Salata’s ability to foster this kind of cooperation led to what he considers one of his “greatest career achievements” — establishing an important population of the critically endangered least Bell’s vireo.
In 1984, Salata began working on Camp Pendleton Marine Corps Base as part of a 15-year intensive monitoring program for the rare songbird. At that time, the total population of the vireo throught its range (from Mexico to Southern California) was only about 300 pairs. Increasing that number was no small feat. “The project involved extensive and intensive nest searches, removal of cowbird eggs and young from vireo nests, cowbird trapping, and the banding and color-marking of adult and juvenile vireos,” Salata says. In addition the biological work, Salata also had to apply his communication skills to facilitate a working relationship between the Base and the Service. “It can involve additional work for federal agencies, like the military in this case, to understand and comply with the Endangered Species Act side of things — and no one likes extra work — but once we help them understand that they can complete their mission while helping us with ours, it becomes a win-win.”
Perhaps we could even call it a win-win-win. After all, the wildlife certainly benefit from such coordination.
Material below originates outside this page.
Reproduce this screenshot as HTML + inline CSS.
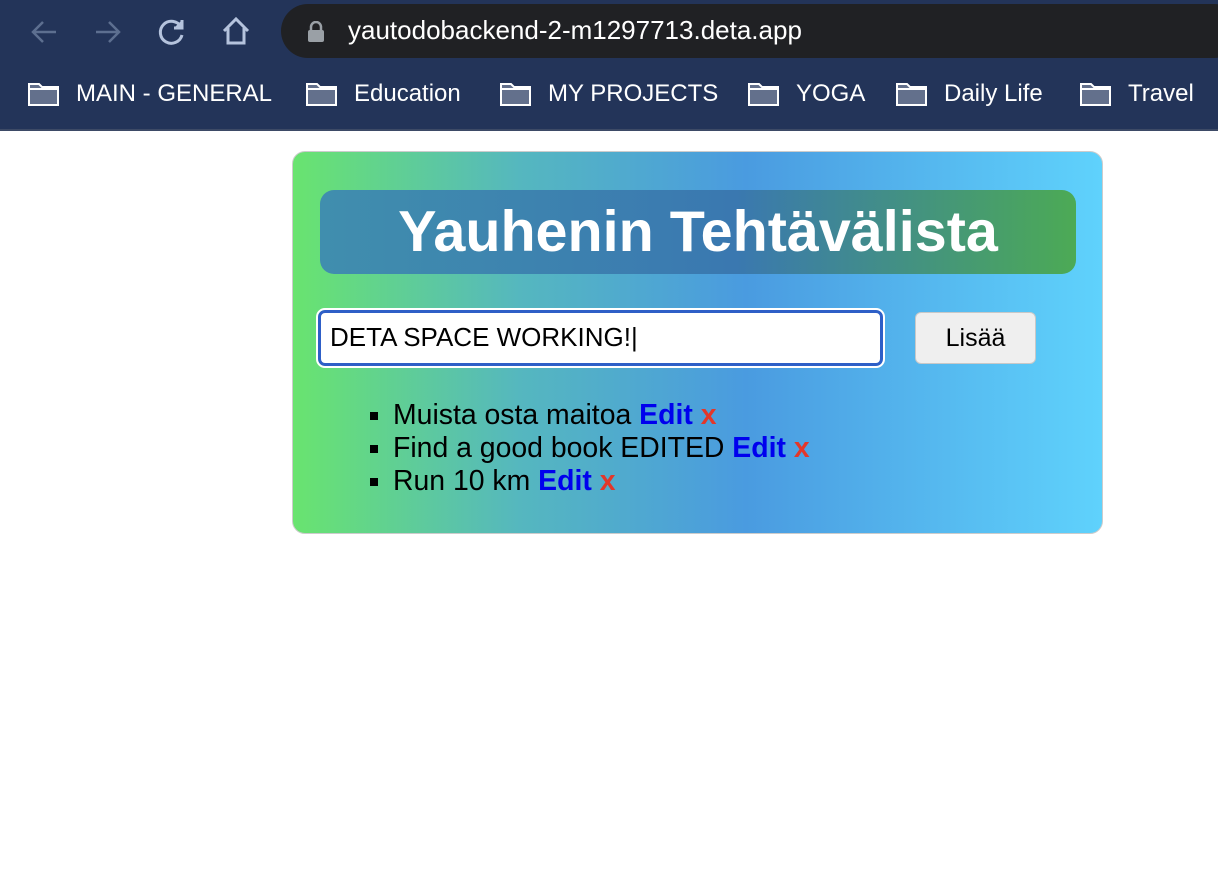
<!DOCTYPE html>
<html><head><meta charset="utf-8"><style>
*{margin:0;padding:0;box-sizing:border-box}
body{width:1218px;height:888px;background:#fff;font-family:"Liberation Sans",Arial,sans-serif;position:relative;overflow:hidden}
.top{position:absolute;left:0;top:0;width:1218px;height:131px;background:#233459;border-bottom:2px solid #3d4a66}
.pill{position:absolute;left:281px;top:4px;width:960px;height:54px;background:#202124;border-radius:27px}
.url{position:absolute;left:348px;top:15px;color:#fff;font-size:26px}
.bm{position:absolute;top:80px;color:#fff;font-size:24px;display:flex;align-items:center}
.bm svg{margin-right:16px}
.card{position:absolute;left:292px;top:151px;width:811px;height:383px;border-radius:13px;border:1px solid #ccc;background:linear-gradient(90deg,#69e46f 0%,#55b7bf 28%,#4a9be0 56%,#5fd2fc 100%)}
.hdr{position:absolute;left:27px;top:38px;width:756px;height:84px;border-radius:14px;background:linear-gradient(90deg,#408eae 0%,#3a78b0 55%,#4caa55 100%);color:#fff;font-weight:bold;font-size:57.5px;text-align:center;line-height:84px}
.inp{position:absolute;left:25px;top:158px;width:565px;height:56px;border:3px solid #2e5fc7;outline:2px solid #fff;border-radius:7px;background:#fff;font-size:26px;padding-left:9px;line-height:48px}
.btn{position:absolute;left:622px;top:160px;width:121px;height:52px;border:1px solid #c8c8c8;border-radius:6px;background:#efefef;font-size:25px;text-align:center;line-height:50px}
ul{position:absolute;left:100px;top:247px;list-style:square;font-size:28.4px;line-height:33px}
.e{color:#0000ee;font-weight:bold}.x{color:#e3372a;font-weight:bold}
</style></head><body>
<div class="top">
<svg style="position:absolute;left:28px;top:16px" width="32" height="32" viewBox="0 0 32 32" fill="none" stroke="#5d6f90" stroke-width="2.5"><path d="M28 16H5M15 6L5 16l10 10"/></svg>
<svg style="position:absolute;left:92px;top:16px" width="32" height="32" viewBox="0 0 32 32" fill="none" stroke="#5d6f90" stroke-width="2.5"><path d="M4 16h23M17 6l10 10-10 10"/></svg>
<svg style="position:absolute;left:156px;top:15px" width="32" height="32" viewBox="0 0 32 32" fill="none" stroke="#b5c3dd" stroke-width="3"><path d="M25 12A11 11 0 1 0 26 20"/><path d="M26 5v8h-8" fill="#b5c3dd"/></svg>
<svg style="position:absolute;left:220px;top:14px" width="32" height="34" viewBox="0 0 32 34" fill="none" stroke="#b5c3dd" stroke-width="3"><path d="M4 17L16 5l12 12M8 14v15h16V14"/></svg>
<div class="pill"></div>
<svg style="position:absolute;left:307px;top:21px" width="18" height="22" viewBox="0 0 18 22"><path d="M4 9V6a5 5 0 0 1 10 0v3" stroke="#9aa0a6" stroke-width="2.5" fill="none"/><rect x="1" y="9" width="16" height="12" rx="2" fill="#9aa0a6"/></svg>
<div class="url">yautodobackend-2-m1297713.deta.app</div>
<div class="bm" style="left:27px"><svg width="33" height="26" viewBox="0 0 33 26"><path d="M2 3h10l3 3h16v18H2z" fill="#63708c" stroke="#fff" stroke-width="2"/><path d="M2 8h29" stroke="#fff" stroke-width="2"/></svg>MAIN - GENERAL</div>
<div class="bm" style="left:305px"><svg width="33" height="26" viewBox="0 0 33 26"><path d="M2 3h10l3 3h16v18H2z" fill="#63708c" stroke="#fff" stroke-width="2"/><path d="M2 8h29" stroke="#fff" stroke-width="2"/></svg>Education</div>
<div class="bm" style="left:499px"><svg width="33" height="26" viewBox="0 0 33 26"><path d="M2 3h10l3 3h16v18H2z" fill="#63708c" stroke="#fff" stroke-width="2"/><path d="M2 8h29" stroke="#fff" stroke-width="2"/></svg>MY PROJECTS</div>
<div class="bm" style="left:747px"><svg width="33" height="26" viewBox="0 0 33 26"><path d="M2 3h10l3 3h16v18H2z" fill="#63708c" stroke="#fff" stroke-width="2"/><path d="M2 8h29" stroke="#fff" stroke-width="2"/></svg>YOGA</div>
<div class="bm" style="left:895px"><svg width="33" height="26" viewBox="0 0 33 26"><path d="M2 3h10l3 3h16v18H2z" fill="#63708c" stroke="#fff" stroke-width="2"/><path d="M2 8h29" stroke="#fff" stroke-width="2"/></svg>Daily Life</div>
<div class="bm" style="left:1079px"><svg width="33" height="26" viewBox="0 0 33 26"><path d="M2 3h10l3 3h16v18H2z" fill="#63708c" stroke="#fff" stroke-width="2"/><path d="M2 8h29" stroke="#fff" stroke-width="2"/></svg>Travel</div>
</div>
<div class="card">
<div class="hdr">Yauhenin Tehtävälista</div>
<div class="inp">DETA SPACE WORKING!|</div>
<div class="btn">Lisää</div>
<ul>
<li>Muista osta maitoa <span class="e">Edit</span> <span class="x">x</span></li>
<li>Find a good book EDITED <span class="e">Edit</span> <span class="x">x</span></li>
<li>Run 10 km <span class="e">Edit</span> <span class="x">x</span></li>
</ul>
</div>
</body></html>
The vireo population on the Base, for instance, responded to the inter-agency cooperation — increasing from about 20 pairs in 1980 to about 800 pairs in the mid- to late 1990s. The Camp Pendleton vireo population remains as the premiere population of this species. In addition to this professional milestone, Salata’s time at Camp Pendleton impacted his personal life as well. His work involved regular coordination with Base personnel, including his future wife who was the Base wildlife biologist. The two met in graduate school and are still sharing the same “nest.” What is it they say about birds of a feather?
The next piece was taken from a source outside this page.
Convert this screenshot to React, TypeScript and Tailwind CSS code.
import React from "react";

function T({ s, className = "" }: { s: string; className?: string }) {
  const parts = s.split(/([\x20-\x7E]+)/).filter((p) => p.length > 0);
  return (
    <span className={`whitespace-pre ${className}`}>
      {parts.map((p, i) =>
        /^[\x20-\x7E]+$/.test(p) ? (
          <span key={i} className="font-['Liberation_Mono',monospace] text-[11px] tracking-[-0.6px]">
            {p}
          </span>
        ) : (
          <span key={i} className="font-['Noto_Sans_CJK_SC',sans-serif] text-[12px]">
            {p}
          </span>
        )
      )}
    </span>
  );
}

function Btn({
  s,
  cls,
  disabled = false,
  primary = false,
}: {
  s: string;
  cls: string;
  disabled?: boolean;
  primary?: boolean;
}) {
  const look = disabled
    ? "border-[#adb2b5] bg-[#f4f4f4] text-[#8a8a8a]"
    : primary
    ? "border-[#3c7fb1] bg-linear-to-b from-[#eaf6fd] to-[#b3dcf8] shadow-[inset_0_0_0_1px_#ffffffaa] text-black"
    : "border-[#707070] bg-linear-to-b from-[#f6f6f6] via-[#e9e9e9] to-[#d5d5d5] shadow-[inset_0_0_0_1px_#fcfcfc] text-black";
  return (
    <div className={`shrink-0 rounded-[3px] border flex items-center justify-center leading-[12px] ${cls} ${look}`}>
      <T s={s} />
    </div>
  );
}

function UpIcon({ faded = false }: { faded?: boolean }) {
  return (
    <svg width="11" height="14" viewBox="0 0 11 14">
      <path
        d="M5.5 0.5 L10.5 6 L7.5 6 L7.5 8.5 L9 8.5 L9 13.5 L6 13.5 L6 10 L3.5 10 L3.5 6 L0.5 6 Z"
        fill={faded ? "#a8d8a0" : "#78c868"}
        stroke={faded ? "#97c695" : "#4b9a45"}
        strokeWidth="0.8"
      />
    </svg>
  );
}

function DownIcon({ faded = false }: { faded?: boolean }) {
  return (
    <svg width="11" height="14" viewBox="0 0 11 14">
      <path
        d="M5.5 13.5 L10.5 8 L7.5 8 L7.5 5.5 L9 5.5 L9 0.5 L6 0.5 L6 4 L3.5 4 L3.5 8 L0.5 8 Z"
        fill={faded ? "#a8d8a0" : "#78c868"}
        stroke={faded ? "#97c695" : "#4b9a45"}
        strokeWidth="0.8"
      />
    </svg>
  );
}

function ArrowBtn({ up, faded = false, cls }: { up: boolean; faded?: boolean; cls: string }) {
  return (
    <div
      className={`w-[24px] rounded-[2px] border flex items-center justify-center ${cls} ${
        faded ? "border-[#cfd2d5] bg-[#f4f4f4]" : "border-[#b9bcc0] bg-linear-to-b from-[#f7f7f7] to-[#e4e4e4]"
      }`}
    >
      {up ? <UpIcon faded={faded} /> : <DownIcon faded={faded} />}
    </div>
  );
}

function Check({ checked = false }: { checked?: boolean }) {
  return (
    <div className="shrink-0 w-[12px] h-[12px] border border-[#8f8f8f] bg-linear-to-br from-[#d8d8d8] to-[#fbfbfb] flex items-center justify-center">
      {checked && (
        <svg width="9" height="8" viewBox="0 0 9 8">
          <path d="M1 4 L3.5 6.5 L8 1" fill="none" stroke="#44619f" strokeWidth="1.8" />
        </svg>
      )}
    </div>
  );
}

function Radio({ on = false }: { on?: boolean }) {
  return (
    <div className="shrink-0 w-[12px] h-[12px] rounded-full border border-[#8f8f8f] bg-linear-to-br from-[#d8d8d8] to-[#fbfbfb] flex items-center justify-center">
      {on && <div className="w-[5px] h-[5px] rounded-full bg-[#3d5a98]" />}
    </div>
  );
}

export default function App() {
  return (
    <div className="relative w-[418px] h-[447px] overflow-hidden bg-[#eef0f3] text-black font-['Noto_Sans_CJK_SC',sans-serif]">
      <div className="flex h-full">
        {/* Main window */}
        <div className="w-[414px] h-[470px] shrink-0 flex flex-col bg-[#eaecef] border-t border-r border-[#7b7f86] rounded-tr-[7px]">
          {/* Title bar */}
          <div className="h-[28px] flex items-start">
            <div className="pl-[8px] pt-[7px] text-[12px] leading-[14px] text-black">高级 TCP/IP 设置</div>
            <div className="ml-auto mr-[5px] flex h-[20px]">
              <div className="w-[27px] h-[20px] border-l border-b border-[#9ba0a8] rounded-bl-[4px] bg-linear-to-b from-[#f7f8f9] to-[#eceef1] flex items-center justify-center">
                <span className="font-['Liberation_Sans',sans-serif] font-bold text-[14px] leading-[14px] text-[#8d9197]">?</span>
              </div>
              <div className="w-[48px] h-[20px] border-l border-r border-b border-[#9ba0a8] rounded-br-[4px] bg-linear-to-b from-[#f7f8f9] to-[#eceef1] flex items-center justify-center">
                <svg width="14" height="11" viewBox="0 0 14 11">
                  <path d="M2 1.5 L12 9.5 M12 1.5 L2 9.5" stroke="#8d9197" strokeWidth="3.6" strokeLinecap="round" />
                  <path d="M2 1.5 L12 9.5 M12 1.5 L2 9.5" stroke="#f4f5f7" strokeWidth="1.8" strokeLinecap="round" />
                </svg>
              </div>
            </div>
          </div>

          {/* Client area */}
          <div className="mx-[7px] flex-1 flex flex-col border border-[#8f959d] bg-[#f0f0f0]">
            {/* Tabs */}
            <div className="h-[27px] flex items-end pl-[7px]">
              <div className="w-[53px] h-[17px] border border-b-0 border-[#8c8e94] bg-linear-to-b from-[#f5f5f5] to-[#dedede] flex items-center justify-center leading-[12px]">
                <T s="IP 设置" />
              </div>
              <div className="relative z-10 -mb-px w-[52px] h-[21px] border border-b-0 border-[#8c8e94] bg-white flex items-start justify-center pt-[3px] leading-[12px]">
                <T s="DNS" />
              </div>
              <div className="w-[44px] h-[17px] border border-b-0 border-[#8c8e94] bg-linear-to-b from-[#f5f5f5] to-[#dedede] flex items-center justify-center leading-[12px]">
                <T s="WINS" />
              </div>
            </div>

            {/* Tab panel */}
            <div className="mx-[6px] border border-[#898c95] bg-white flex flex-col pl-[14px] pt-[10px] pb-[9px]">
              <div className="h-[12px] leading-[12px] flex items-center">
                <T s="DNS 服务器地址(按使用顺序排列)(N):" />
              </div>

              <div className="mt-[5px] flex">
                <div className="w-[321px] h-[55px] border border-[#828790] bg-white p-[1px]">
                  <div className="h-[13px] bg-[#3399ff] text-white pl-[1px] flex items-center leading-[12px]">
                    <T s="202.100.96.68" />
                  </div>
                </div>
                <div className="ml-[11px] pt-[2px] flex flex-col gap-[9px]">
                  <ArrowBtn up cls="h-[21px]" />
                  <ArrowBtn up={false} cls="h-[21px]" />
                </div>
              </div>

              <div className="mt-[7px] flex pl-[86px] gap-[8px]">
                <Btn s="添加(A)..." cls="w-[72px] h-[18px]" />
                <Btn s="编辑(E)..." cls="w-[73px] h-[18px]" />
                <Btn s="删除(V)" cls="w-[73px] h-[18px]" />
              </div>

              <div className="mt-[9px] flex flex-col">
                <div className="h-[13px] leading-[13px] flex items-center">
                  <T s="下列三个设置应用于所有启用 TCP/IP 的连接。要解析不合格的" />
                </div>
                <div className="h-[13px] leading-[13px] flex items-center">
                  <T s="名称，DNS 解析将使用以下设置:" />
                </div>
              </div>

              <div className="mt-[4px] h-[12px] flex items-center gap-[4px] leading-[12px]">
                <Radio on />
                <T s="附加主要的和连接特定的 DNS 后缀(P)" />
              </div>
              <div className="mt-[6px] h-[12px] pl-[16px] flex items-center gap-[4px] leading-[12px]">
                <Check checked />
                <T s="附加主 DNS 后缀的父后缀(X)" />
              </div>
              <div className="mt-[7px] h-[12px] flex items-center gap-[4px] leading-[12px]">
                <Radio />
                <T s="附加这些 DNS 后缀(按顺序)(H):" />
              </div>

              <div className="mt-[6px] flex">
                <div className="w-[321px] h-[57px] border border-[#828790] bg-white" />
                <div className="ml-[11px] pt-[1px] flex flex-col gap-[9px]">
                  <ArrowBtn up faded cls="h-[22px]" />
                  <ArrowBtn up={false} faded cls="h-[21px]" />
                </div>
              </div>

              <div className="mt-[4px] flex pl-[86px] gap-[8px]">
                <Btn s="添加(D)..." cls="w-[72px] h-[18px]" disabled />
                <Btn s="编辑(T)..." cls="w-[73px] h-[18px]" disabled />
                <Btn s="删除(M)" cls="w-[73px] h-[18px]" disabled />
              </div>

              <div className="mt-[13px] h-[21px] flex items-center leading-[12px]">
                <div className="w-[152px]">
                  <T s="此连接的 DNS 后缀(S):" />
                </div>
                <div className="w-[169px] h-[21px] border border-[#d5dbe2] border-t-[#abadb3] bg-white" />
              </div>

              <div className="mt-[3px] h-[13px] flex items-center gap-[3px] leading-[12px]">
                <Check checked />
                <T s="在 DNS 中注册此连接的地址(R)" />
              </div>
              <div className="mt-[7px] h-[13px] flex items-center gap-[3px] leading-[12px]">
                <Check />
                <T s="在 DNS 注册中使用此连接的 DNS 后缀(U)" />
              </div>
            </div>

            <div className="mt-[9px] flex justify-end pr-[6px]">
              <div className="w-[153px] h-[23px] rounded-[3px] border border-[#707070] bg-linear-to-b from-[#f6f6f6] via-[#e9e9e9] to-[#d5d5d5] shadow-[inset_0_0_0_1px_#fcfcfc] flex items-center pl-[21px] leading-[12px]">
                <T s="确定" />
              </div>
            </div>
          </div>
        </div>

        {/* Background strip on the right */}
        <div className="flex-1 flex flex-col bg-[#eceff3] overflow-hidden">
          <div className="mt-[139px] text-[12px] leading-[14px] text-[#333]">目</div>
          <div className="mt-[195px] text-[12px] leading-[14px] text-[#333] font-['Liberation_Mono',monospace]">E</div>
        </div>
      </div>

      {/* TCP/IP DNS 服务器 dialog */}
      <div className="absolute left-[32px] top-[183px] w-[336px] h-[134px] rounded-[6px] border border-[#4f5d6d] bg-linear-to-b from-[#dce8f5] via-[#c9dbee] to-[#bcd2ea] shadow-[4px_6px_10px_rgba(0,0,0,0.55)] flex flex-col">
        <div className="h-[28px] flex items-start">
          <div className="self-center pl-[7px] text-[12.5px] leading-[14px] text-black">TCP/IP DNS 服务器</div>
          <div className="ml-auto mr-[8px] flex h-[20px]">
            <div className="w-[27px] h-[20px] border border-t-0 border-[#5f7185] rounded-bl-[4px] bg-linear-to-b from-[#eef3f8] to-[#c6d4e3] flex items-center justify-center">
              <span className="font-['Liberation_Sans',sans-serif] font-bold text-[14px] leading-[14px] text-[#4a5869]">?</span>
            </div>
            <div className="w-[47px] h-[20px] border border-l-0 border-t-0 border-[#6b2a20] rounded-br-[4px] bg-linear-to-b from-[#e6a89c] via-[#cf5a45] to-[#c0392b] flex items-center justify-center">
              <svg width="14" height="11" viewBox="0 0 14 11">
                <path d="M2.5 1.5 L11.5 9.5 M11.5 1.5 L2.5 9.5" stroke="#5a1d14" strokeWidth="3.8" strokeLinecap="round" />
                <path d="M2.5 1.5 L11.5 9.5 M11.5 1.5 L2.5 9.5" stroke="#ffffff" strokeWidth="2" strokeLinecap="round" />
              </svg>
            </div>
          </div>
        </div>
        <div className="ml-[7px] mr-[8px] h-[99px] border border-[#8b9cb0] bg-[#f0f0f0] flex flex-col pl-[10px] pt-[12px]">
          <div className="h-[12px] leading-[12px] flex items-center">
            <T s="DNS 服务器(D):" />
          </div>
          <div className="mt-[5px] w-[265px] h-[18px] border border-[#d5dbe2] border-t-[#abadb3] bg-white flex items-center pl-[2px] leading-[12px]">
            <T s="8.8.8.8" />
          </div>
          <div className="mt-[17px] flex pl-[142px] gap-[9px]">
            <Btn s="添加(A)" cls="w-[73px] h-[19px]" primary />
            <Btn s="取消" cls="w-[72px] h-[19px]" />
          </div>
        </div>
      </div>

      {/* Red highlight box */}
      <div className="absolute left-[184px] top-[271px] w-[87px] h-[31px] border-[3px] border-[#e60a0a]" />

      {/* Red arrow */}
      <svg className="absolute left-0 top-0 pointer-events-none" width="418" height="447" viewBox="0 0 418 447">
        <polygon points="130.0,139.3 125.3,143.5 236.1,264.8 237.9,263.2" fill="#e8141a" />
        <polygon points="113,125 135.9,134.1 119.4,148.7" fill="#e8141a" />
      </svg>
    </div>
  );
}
After working with the Marines on endangered species, Salata worked with the Navy on invasive species. From 1984 to 1988, he coordinated research and recovery actions at North Island Naval Air Station in San Diego and at San Clemente Island where he focused on removal of feral pig and goats. “San Clemente Island is a very special place that is now devoid of goats and pigs, and subject to mostly passive, natural restoration of the island ecosystem,” says Salata. “I’m very proud to have contributed to that effort.”
Another key California conservation project Salata contributed to was the proposed and final listing rules to list the coastal California gnatcatcher under the ESA. The gnatcatcher is a small songbird inhabiting the remnants of a once extensive shrubland community along the coast. That listing action facilitated changes in land use planning in San Diego and Orange counties to benefit native species like the gnatcatcher.
Salata moved to Portland, Oregon to become part of the Ecological Services Program Regional Office. And, lucky for me and the rest of my Portland-based colleagues, he has roosted here ever since. After 26 years of overseeing the consultation and conservation planning programs, Salata decided to retire to spend more time hiking, fishing, and, of course, bird-watching. “Professionally, I feel like I made a difference in helping species recover and I consider myself a very lucky man,” Salata says. And, after working with and learning from him, I feel pretty lucky too.